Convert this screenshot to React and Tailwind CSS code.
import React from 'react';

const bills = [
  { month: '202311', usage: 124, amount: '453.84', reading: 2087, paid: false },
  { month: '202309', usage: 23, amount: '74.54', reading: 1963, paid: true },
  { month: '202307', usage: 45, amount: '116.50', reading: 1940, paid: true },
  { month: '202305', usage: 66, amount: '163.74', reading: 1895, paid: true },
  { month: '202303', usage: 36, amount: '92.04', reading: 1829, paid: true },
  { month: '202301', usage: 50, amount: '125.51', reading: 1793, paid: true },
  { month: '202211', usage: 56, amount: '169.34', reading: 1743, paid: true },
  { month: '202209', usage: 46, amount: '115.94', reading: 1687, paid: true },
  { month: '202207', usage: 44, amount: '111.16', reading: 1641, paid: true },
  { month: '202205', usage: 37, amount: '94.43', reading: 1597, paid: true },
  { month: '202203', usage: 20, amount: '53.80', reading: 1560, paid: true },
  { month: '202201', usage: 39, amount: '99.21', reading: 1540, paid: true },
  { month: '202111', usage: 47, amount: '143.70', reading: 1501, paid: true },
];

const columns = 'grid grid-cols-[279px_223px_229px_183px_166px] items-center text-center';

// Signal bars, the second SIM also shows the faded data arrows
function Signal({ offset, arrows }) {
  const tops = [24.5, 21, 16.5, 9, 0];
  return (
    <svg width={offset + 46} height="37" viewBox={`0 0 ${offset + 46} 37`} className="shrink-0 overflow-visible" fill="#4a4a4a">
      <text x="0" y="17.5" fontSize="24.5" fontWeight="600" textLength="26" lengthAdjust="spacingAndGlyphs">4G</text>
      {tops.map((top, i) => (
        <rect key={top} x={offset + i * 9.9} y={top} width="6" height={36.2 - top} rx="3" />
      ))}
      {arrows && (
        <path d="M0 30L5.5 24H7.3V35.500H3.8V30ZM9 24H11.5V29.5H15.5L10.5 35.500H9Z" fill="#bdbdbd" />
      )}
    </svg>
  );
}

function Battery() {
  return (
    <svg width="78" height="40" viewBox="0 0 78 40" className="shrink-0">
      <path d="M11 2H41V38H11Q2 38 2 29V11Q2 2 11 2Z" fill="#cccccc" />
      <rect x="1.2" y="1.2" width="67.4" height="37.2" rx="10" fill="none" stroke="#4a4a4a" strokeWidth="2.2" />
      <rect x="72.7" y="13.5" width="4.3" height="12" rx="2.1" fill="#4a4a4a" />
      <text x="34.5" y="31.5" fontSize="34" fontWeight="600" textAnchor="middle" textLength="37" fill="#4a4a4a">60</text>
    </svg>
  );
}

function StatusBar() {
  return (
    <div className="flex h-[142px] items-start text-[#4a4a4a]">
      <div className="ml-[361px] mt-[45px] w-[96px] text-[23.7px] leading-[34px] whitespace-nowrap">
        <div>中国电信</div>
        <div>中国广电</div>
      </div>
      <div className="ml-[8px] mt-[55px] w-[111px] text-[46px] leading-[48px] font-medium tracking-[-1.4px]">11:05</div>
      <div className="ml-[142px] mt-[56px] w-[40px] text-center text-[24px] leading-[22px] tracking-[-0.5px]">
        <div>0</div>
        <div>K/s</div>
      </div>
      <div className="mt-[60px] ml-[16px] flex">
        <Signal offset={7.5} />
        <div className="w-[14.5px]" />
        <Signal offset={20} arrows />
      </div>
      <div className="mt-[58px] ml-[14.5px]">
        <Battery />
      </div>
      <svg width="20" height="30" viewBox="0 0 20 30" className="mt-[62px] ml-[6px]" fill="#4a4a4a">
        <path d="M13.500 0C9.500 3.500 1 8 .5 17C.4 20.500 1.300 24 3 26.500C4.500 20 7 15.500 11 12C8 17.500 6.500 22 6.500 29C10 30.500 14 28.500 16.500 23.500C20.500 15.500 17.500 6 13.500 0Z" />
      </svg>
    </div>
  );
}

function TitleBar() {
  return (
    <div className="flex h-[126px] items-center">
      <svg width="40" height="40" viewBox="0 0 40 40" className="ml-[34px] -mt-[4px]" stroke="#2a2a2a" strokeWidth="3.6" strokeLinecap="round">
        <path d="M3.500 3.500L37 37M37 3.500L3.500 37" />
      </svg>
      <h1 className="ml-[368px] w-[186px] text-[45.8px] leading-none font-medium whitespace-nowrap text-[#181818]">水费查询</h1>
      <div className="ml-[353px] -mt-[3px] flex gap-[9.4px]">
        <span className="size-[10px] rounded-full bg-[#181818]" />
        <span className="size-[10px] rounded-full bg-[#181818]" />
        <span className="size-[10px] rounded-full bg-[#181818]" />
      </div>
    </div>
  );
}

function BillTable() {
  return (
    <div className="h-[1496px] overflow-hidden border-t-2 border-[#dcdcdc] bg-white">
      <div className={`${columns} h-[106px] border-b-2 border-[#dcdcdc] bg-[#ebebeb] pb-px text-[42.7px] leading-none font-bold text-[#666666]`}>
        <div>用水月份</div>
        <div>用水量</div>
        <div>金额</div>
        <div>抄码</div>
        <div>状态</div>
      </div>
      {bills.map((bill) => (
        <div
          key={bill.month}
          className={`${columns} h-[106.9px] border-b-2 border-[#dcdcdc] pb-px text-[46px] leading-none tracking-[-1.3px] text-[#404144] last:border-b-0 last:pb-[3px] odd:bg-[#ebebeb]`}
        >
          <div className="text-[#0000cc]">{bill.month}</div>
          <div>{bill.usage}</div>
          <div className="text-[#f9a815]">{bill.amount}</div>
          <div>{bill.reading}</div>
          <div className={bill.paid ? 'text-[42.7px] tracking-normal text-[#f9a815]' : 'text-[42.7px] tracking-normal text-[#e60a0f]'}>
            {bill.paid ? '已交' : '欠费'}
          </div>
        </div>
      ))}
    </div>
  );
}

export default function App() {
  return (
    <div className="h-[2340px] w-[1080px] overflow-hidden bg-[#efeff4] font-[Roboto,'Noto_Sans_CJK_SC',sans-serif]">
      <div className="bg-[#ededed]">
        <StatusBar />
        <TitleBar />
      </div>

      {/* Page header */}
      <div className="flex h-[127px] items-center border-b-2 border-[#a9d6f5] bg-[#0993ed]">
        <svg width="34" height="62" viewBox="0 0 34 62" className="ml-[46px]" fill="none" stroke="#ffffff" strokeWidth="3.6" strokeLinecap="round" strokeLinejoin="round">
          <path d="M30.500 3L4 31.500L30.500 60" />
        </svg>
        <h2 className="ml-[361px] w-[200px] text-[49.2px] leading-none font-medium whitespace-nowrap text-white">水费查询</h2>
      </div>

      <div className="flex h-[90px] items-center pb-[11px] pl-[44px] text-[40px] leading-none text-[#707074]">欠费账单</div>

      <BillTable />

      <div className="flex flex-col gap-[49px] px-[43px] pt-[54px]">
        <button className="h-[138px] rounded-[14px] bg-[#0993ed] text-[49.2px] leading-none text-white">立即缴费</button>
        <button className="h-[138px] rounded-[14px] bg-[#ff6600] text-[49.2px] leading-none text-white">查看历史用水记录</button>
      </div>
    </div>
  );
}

—————

Work to complete
Beginning at the top of the data, please return every line until and including the line containing "import React from 'react';", copied exactly, and nothing past it.

Written reply
Convert this screenshot to React and Tailwind CSS code.
import React from 'react';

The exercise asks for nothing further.